Para verificar melhor esse ultimo ponto fizeram-se algumas experiencias interessantes. Em vez de entregar ao animal uma folha completamente branca, recebia ele um papel em que já se havia desenhado ou pintado alguma figura. Uma das experiencias mais significativas é a que se desenrola num papel em cujo centro se pinta um retangulo cinzento. Observa-se que o animal, agora provido não mais de pincéis, mas de "croyons" da mesma cor, sistematicamente faz o seu desenho sobre a area pintada, aí confinando toda a sua atividade de desenhista. Mas, quando se desloca o retangulo para fora do centro do papel, observa-se um fato curioso: Congo (por que não escrever "o pintor Congo?) marca com alguns poucos traços essa area desenhada, mas ao mesmo tempo procura esquilibrá-la com uma serie de traços feitos noutro local do papel e traços, diga-se de passagem, sempre muito decididos e fortes, dando a idéia de que realmente procuram compensar ou equilibrar o desenho já encontrado pelo macaco no papel. Segundo Morris, isto indica que há no macaco pelo menos o germe de composição visual.

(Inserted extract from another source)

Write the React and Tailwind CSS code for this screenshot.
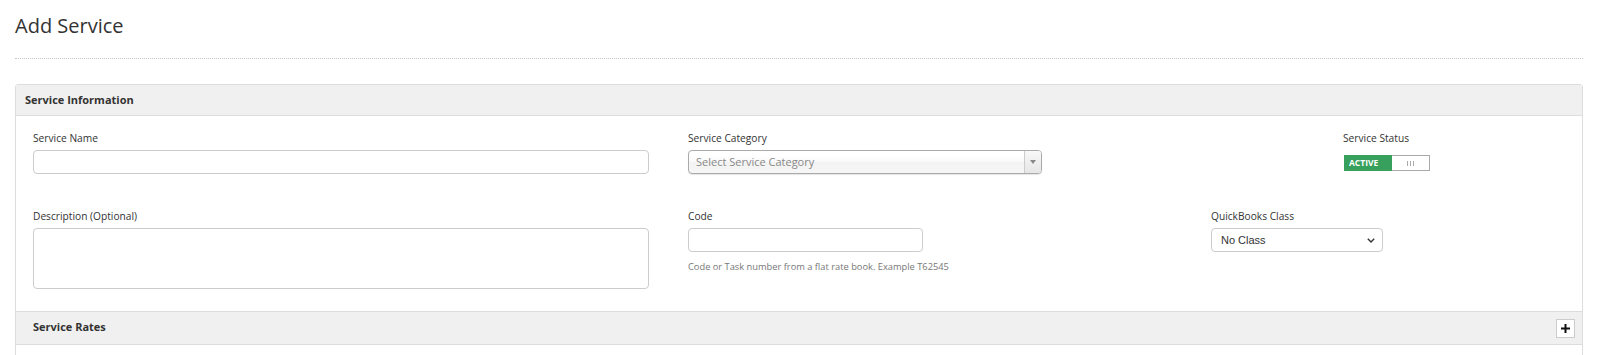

Parece, à vista dos muitos desenhos e pinturas de Congo, já analisados pelos especialistas, que as regras visuais basicas que governam a composição e o desenho na pintura humana existem em grua rudimentar no macaco.
Destas observações, que levam em consideração antes o padrão formado pelas linhas que o macaco desenha ou pinta, do que as caracteristicas dessas linhas ou pinceladas, passaram os observadores ao estudo destes ultimos elementos. E descobriram que à medida que o macaco vai ficando mais velho mudam as caracteristicas das linhas ou pinceladas. Nos primeiros desenhos as linhas são curtas, simples e sem ligação entre si. Depois surgem linhas compridas mas ainda simples. A seguir as linhas começam a complicar-se, apresentando encurvamentos e "meandros", surgindo alças e espirais. Aparecem mais tarde complicadas combinações de riscos horizontais, e aos três anos e meio de idade o animal introduz o circulo como motivo em suas pinturas ou em seus desenhos. O mais interessante é que com a adoação desses novos motivos vai desaparecendo o primitivo padrão em leque.
Para Desmond Morris essas alterações na "caligrafia" são particularmente interessantes quando comparadas com as que se observam nas crianças, desde que começam a rabiscar o papel. É bem conhecida a serie de fases por que passam as crianças, em seu desenvolvimento, do ponto de vista do desenho. Essas fases são muito semelhantes às referidas no macaco Congo, e caracterizam-se primeiro por linhas curtas e desconexas, depois linhas compridas e simples, a que se seguem as sinuosas, as alças, as espirais, até chegar ao círculo, às cruzes e aos quadrados. Bem, não adianta dizer mais nada. As pinturas de Congo estão sendo cuidadosamente analisadas e com o tempo outras verificações virão a publico. O que se pôde apreciar no ultimo Congresso de Zoologia foi o que, em poucas palavras, aí fica dito. Macaco tambem pinta. E quanta pintura de macaco não passaria, em certas exposições humanas, por espantosas manifestações de genio artístico! Quanto não valerão, daqui a uns tempos, os quadros de Congo?